Ask HN: Which podcasts do you listen to? - c4urself


======
m0nastic
This comes up from time to time, so here are the ones that I subscribe to (and
get OCD about making sure I'm caught up on).

There's others that I might listen to here or there, but these are the main
ones:

\- Informative

 _After Dark_ : Overflow from other 5by5 shows. Usually less than a half-hour,
frequently funny. Probably not recommended if you don't also listen to the
other shows on the network.

 _Back to Work_ : Ostensibly a show about getting to what's important with
Merlin Mann and Dan Benjamin. If you like Merlin's stuff, you'll like the
show. Frequently goes off on tangents, but some of the recurring bits are
awesome and hysterical.

 _Build and Analyze_ : Marco Arment's show. Also ostensibly about development,
but basically topics meander (I think to the show's credit). This was the
hardest 5by5 show for me to initially get in to (I think I was initially
hesitant because I assumed it was going to be all iOS stuff), but I now enjoy
it greatly.

 _The Critical Path_ : Horace Dedieu's show. This one snuck up on me, but I
really like the way Horace presents information. Probably the least funny show
I listen to regularly, but one of the more informative ones.

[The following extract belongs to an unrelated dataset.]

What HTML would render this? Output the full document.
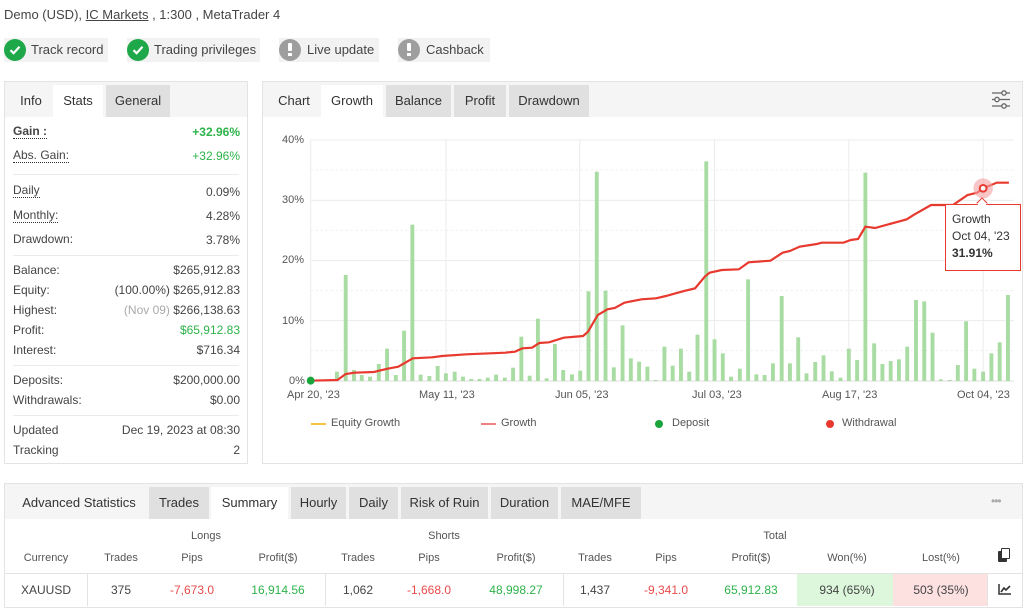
<!DOCTYPE html>
<html><head><meta charset="utf-8"><style>
*{box-sizing:border-box;margin:0;padding:0}
body{width:1024px;height:610px;background:#fff;font-family:"Liberation Sans",sans-serif;color:#333;position:relative;overflow:hidden;font-size:12px}
.a{position:absolute;white-space:nowrap}
.badge{position:absolute;top:38px;height:24px;background:#f2f2f2;font-size:13px;line-height:24px;color:#444}
.ic{position:absolute;left:0;top:1px;width:22px;height:22px;border-radius:50%}
.panel{position:absolute;border:1px solid #e3e3e3;background:#fff}
.tabbar{position:absolute;left:0;right:0;top:0;height:35px;background:#f5f5f5}
.tab{position:absolute;top:3px;height:32px;line-height:32px;text-align:center;font-size:13px;color:#333;background:#e0e0e0}
.tab.w{background:#fff}.tab.n{background:transparent}
.lbl{position:absolute;left:8px;font-size:12px;color:#444}
.val{position:absolute;right:7px;font-size:12px;color:#444;text-align:right}
.dot{border-bottom:1px dotted #333}
.hr{position:absolute;left:8px;right:8px;height:1px;background:#ebebeb}
.c{position:absolute;transform:translateX(-50%);font-size:11px;color:#555}
.d{position:absolute;transform:translateX(-50%);font-size:12px;color:#444;top:583px}
.ax{position:absolute;font-size:11px;color:#555}
.g{color:#2db34a !important}.r{color:#e84a4a !important}
</style></head><body>
<div class="a" style="left:4px;top:7px;font-size:13px;color:#444">Demo (USD), <span style="text-decoration:underline">IC Markets</span> , 1:300 , MetaTrader 4</div>

<div class="badge" style="left:4px;width:104px;padding-left:27px"><div class="ic" style="background:#1fa84a"></div><svg class="a" style="left:5px;top:6px" width="12" height="12" viewBox="0 0 12 12"><path d="M1.5 6.2 L4.6 9.2 L10.5 2.8" stroke="#fff" stroke-width="2.2" fill="none"/></svg>Track record</div>
<div class="badge" style="left:127px;width:133px;padding-left:27px"><div class="ic" style="background:#1fa84a"></div><svg class="a" style="left:5px;top:6px" width="12" height="12" viewBox="0 0 12 12"><path d="M1.5 6.2 L4.6 9.2 L10.5 2.8" stroke="#fff" stroke-width="2.2" fill="none"/></svg>Trading privileges</div>
<div class="badge" style="left:279px;width:100px;padding-left:28px"><div class="ic" style="background:#9e9e9e"></div><div class="a" style="left:9px;top:5px;width:4px;height:8px;background:#fff;border-radius:1px"></div><div class="a" style="left:9px;top:15px;width:4px;height:3px;background:#fff"></div>Live update</div>
<div class="badge" style="left:398px;width:92px;padding-left:28px"><div class="ic" style="background:#9e9e9e"></div><div class="a" style="left:9px;top:5px;width:4px;height:8px;background:#fff;border-radius:1px"></div><div class="a" style="left:9px;top:15px;width:4px;height:3px;background:#fff"></div>Cashback</div>

<!-- left panel -->
<div class="panel" style="left:4px;top:81px;width:244px;height:383px">
<div class="tabbar"></div>
<div class="tab n" style="left:4px;width:44px">Info</div>
<div class="tab w" style="left:48px;width:50px">Stats</div>
<div class="tab" style="left:101px;width:64px">General</div>
<div class="lbl" style="top:42px;font-weight:bold"><span class="dot">Gain :</span></div><div class="val g" style="top:43px;font-weight:bold">+32.96%</div>
<div class="lbl" style="top:66px"><span class="dot">Abs. Gain:</span></div><div class="val g" style="top:67px">+32.96%</div>
<div class="hr" style="top:92px"></div>
<div class="lbl" style="top:101px"><span class="dot">Daily</span></div><div class="val" style="top:103px">0.09%</div>
<div class="lbl" style="top:126px"><span class="dot">Monthly:</span></div><div class="val" style="top:127px">4.28%</div>
<div class="lbl" style="top:150px">Drawdown:</div><div class="val" style="top:151px">3.78%</div>
<div class="hr" style="top:173px"></div>
<div class="lbl" style="top:181px">Balance:</div><div class="val" style="top:181px">$265,912.83</div>
<div class="lbl" style="top:201px">Equity:</div><div class="val" style="top:201px">(100.00%) $265,912.83</div>
<div class="lbl" style="top:221px">Highest:</div><div class="val" style="top:221px"><span style="color:#aaa">(Nov 09)</span> $266,138.63</div>
<div class="lbl" style="top:241px">Profit:</div><div class="val g" style="top:241px">$65,912.83</div>
<div class="lbl" style="top:261px">Interest:</div><div class="val" style="top:261px">$716.34</div>
<div class="hr" style="top:283px"></div>
<div class="lbl" style="top:291px">Deposits:</div><div class="val" style="top:291px">$200,000.00</div>
<div class="lbl" style="top:311px">Withdrawals:</div><div class="val" style="top:311px">$0.00</div>
<div class="hr" style="top:333px"></div>
<div class="lbl" style="top:341px">Updated</div><div class="val" style="top:341px">Dec 19, 2023 at 08:30</div>
<div class="lbl" style="top:361px">Tracking</div><div class="val" style="top:361px">2</div>
</div>

<!-- chart panel -->
<div class="panel" style="left:262px;top:81px;width:761px;height:383px">
<div class="tabbar"></div>
<div class="tab n" style="left:4px;width:54px">Chart</div>
<div class="tab w" style="left:58px;width:62px">Growth</div>
<div class="tab" style="left:123px;width:65px">Balance</div>
<div class="tab" style="left:191px;width:52px">Profit</div>
<div class="tab" style="left:246px;width:80px">Drawdown</div>
<svg class="a" style="left:728px;top:8px" width="20" height="19" viewBox="0 0 20 19"><g stroke="#666" stroke-width="1.3" fill="#f5f5f5"><line x1="1" y1="3" x2="19" y2="3"/><line x1="1" y1="9.5" x2="19" y2="9.5"/><line x1="1" y1="16" x2="19" y2="16"/><circle cx="13" cy="3" r="2.2"/><circle cx="6" cy="9.5" r="2.2"/><circle cx="13" cy="16" r="2.2"/></g></svg>
</div>
<div class="ax" style="left:282px;top:134px">40%</div>
<div class="ax" style="left:282px;top:194px">30%</div>
<div class="ax" style="left:282px;top:254px">20%</div>
<div class="ax" style="left:282px;top:315px">10%</div>
<div class="ax" style="left:289px;top:375px">0%</div>
<div class="ax" style="left:287px;top:389px">Apr 20, '23</div>
<div class="ax" style="left:419px;top:389px">May 11, '23</div>
<div class="ax" style="left:555px;top:389px">Jun 05, '23</div>
<div class="ax" style="left:692px;top:389px">Jul 03, '23</div>
<div class="ax" style="left:822px;top:389px">Aug 17, '23</div>
<div class="ax" style="left:957px;top:389px">Oct 04, '23</div>
<svg class="a" style="left:262px;top:80px" width="762" height="390" viewBox="0 0 1566 1170" preserveAspectRatio="none">
<g stroke="#ececec" stroke-width="1">
<line x1="100" y1="180" x2="1545" y2="180" vector-effect="non-scaling-stroke"/>
<line x1="100" y1="361" x2="1545" y2="361" vector-effect="non-scaling-stroke"/>
<line x1="100" y1="542" x2="1545" y2="542" vector-effect="non-scaling-stroke"/>
<line x1="100" y1="722" x2="1545" y2="722" vector-effect="non-scaling-stroke"/>
<line x1="100" y1="903" x2="1545" y2="903" stroke="#ddd" vector-effect="non-scaling-stroke"/>
<g stroke-dasharray="2,3"><line x1="100" y1="270" x2="1545" y2="270" vector-effect="non-scaling-stroke"/><line x1="100" y1="451" x2="1545" y2="451" vector-effect="non-scaling-stroke"/><line x1="100" y1="632" x2="1545" y2="632" vector-effect="non-scaling-stroke"/><line x1="100" y1="812" x2="1545" y2="812" vector-effect="non-scaling-stroke"/></g>
<line x1="100" y1="180" x2="100" y2="903" vector-effect="non-scaling-stroke"/>
<line x1="378" y1="180" x2="378" y2="903" vector-effect="non-scaling-stroke"/>
<line x1="653" y1="180" x2="653" y2="903" vector-effect="non-scaling-stroke"/>
<line x1="930" y1="180" x2="930" y2="903" vector-effect="non-scaling-stroke"/>
<line x1="1206" y1="180" x2="1206" y2="903" vector-effect="non-scaling-stroke"/>
<line x1="1482" y1="180" x2="1482" y2="903" vector-effect="non-scaling-stroke"/>
</g>
<g fill="#a9dca2" id="bars"></g>
<path d="M100 902 L155 900 L172 882 L190 878 L230 876 L258 866 L280 860 L310 835 L350 832 L370 828 L420 823 L500 818 L520 815 L535 805 L555 803 L570 789 L590 787 L620 773 L660 768 L670 755 L690 705 L710 688 L725 684 L745 668 L780 658 L810 655 L830 648 L850 640 L870 632 L890 625 L910 590 L920 578 L945 570 L980 568 L1000 547 L1045 542 L1070 518 L1085 513 L1105 500 L1140 492 L1150 488 L1195 488 L1210 480 L1225 477 L1240 440 L1260 444 L1300 428 L1325 418 L1340 404 L1375 375 L1420 375 L1450 345 L1470 338 L1482 325 L1510 308 L1535 308" fill="none" stroke="#e8392f" stroke-width="2.2" vector-effect="non-scaling-stroke"/>
<ellipse cx="1482" cy="325" rx="20" ry="30" fill="#f4a0a0" opacity="0.6"/>
<ellipse cx="1482" cy="325" rx="7" ry="10" fill="#fff" stroke="#e8392f" stroke-width="2" vector-effect="non-scaling-stroke"/>
<ellipse cx="100" cy="902" rx="8" ry="12" fill="#1aa53c"/>
</svg>
<div class="a" style="left:945px;top:204px;width:76px;height:67px;border:1px solid #e8392f;background:#fff;padding:6px 0 0 6px;font-size:12px;line-height:17px;color:#333">Growth<br>Oct 04, '23<br><b>31.91%</b></div>
<div class="a" style="left:978px;top:199px;width:8px;height:8px;background:#fff;border-left:1px solid #e8392f;border-top:1px solid #e8392f;transform:rotate(45deg)"></div>
<div class="a" style="left:311px;top:423px;width:15px;height:2px;background:#f5c542"></div><div class="ax" style="left:331px;top:417px">Equity Growth</div>
<div class="a" style="left:481px;top:423px;width:15px;height:2px;background:#f08080"></div><div class="ax" style="left:501px;top:417px">Growth</div>
<div class="a" style="left:655px;top:420px;width:8px;height:8px;border-radius:50%;background:#1aa53c"></div><div class="ax" style="left:672px;top:417px">Deposit</div>
<div class="a" style="left:826px;top:420px;width:8px;height:8px;border-radius:50%;background:#e8392f"></div><div class="ax" style="left:842px;top:417px">Withdrawal</div>

<!-- bottom panel -->
<div class="panel" style="left:4px;top:483px;width:1019px;height:125px">
<div class="tabbar" style="height:35px"></div>
<div class="tab n" style="left:4px;width:140px;font-size:13px">Advanced Statistics</div>
<div class="tab" style="left:144px;width:60px">Trades</div>
<div class="tab w" style="left:206px;width:77px">Summary</div>
<div class="tab" style="left:286px;width:55px">Hourly</div>
<div class="tab" style="left:344px;width:49px">Daily</div>
<div class="tab" style="left:396px;width:87px">Risk of Ruin</div>
<div class="tab" style="left:486px;width:67px">Duration</div>
<div class="tab" style="left:556px;width:80px">MAE/MFE</div>
<div class="a" style="left:986px;top:10px;color:#aaa;font-size:12px;letter-spacing:-1px">•••</div>
</div>
<div class="c" style="left:206px;top:530px">Longs</div>
<div class="c" style="left:444px;top:530px">Shorts</div>
<div class="c" style="left:775px;top:530px">Total</div>
<div class="c" style="left:46px;top:552px">Currency</div>
<div class="c" style="left:121px;top:552px">Trades</div>
<div class="c" style="left:192px;top:552px">Pips</div>
<div class="c" style="left:278px;top:552px">Profit($)</div>
<div class="c" style="left:358px;top:552px">Trades</div>
<div class="c" style="left:429px;top:552px">Pips</div>
<div class="c" style="left:516px;top:552px">Profit($)</div>
<div class="c" style="left:595px;top:552px">Trades</div>
<div class="c" style="left:666px;top:552px">Pips</div>
<div class="c" style="left:751px;top:552px">Profit($)</div>
<div class="c" style="left:847px;top:552px">Won(%)</div>
<div class="c" style="left:941px;top:552px">Lost(%)</div>
<div class="a" style="left:998px;top:551px;width:9px;height:11px;background:#333;border-radius:1px"></div>
<div class="a" style="left:1001px;top:548px;width:9px;height:11px;border:1.5px solid #333;background:#fff;border-radius:1px"></div>
<div class="a" style="left:5px;top:573px;width:1017px;height:1px;background:#e3e3e3"></div>
<div class="a" style="left:797px;top:574px;width:96px;height:32px;background:#dcf7dc"></div>
<div class="a" style="left:893px;top:574px;width:94px;height:32px;background:#fde0e0"></div>
<div class="a" style="left:87px;top:574px;width:1px;height:32px;background:#e3e3e3"></div>
<div class="a" style="left:325px;top:574px;width:1px;height:32px;background:#e3e3e3"></div>
<div class="a" style="left:563px;top:574px;width:1px;height:32px;background:#e3e3e3"></div>
<div class="a" style="left:987px;top:574px;width:1px;height:32px;background:#e3e3e3"></div>
<div class="d" style="left:46px">XAUUSD</div>
<div class="d" style="left:121px">375</div>
<div class="d r" style="left:192px">-7,673.0</div>
<div class="d g" style="left:278px">16,914.56</div>
<div class="d" style="left:358px">1,062</div>
<div class="d r" style="left:429px">-1,668.0</div>
<div class="d g" style="left:516px">48,998.27</div>
<div class="d" style="left:595px">1,437</div>
<div class="d r" style="left:666px">-9,341.0</div>
<div class="d g" style="left:751px">65,912.83</div>
<div class="d" style="left:847px">934 (65%)</div>
<div class="d" style="left:941px">503 (35%)</div>
<svg class="a" style="left:998px;top:584px" width="13" height="11" viewBox="0 0 13 11"><path d="M1 0 V10 H13" stroke="#333" stroke-width="1.5" fill="none"/><path d="M3 8 L6 4 L8 6 L12 2" stroke="#333" stroke-width="1.6" fill="none"/></svg>
<script>
var b=[[154,875],[172,585],[189,870],[205,885],[222,890],[240,852],[257,806],[275,885],[292,752],[309,434],[326,884],[344,888],[361,858],[378,880],[396,875],[413,890],[430,897],[447,897],[464,893],[481,884],[499,893],[516,863],[533,770],[550,887],[567,716],[585,895],[602,792],[619,870],[637,883],[654,872],[671,634],[688,275],[706,632],[723,862],[741,736],[758,835],[775,845],[792,860],[809,900],[827,800],[844,857],[861,806],[878,875],[895,764],[913,244],[930,778],[947,820],[964,890],[982,866],[999,598],[1016,883],[1033,885],[1050,850],[1068,648],[1085,850],[1102,772],[1119,880],[1137,846],[1154,826],[1171,874],[1189,893],[1206,806],[1223,840],[1240,278],[1258,790],[1275,852],[1292,843],[1309,838],[1326,800],[1344,660],[1361,664],[1378,758],[1395,898],[1413,900],[1430,855],[1447,724],[1464,866],[1482,875],[1499,820],[1516,787],[1533,645]];
var g=document.getElementById('bars'),s='';
b.forEach(function(p){s+='<rect x="'+(p[0]-4)+'" y="'+p[1]+'" width="8" height="'+(903-p[1])+'"/>';});
g.innerHTML=s;
</script>
</body></html>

 _Exotic Liability_ : This one should probably be in the entertaining
category, as it's a security podcast that very rarely talks about security.
Probably not for everyone (not even all security people), but I find it
endearing.

 _The FunctionSource Show_ : There's only been a couple of episodes of this
one, so it might be dead. The first couple episodes have been really really
good though. Basically, thoughts on the web, and programming in general. The
hosts are great.

 _Herding Code_ : This is a fairly recent addition to my list. I'm always
looking for an actual good development podcast (that's actually about
development), and this one is usually interesting. There's a bunch of hosts
though, and I find it really difficult to tell who is talking.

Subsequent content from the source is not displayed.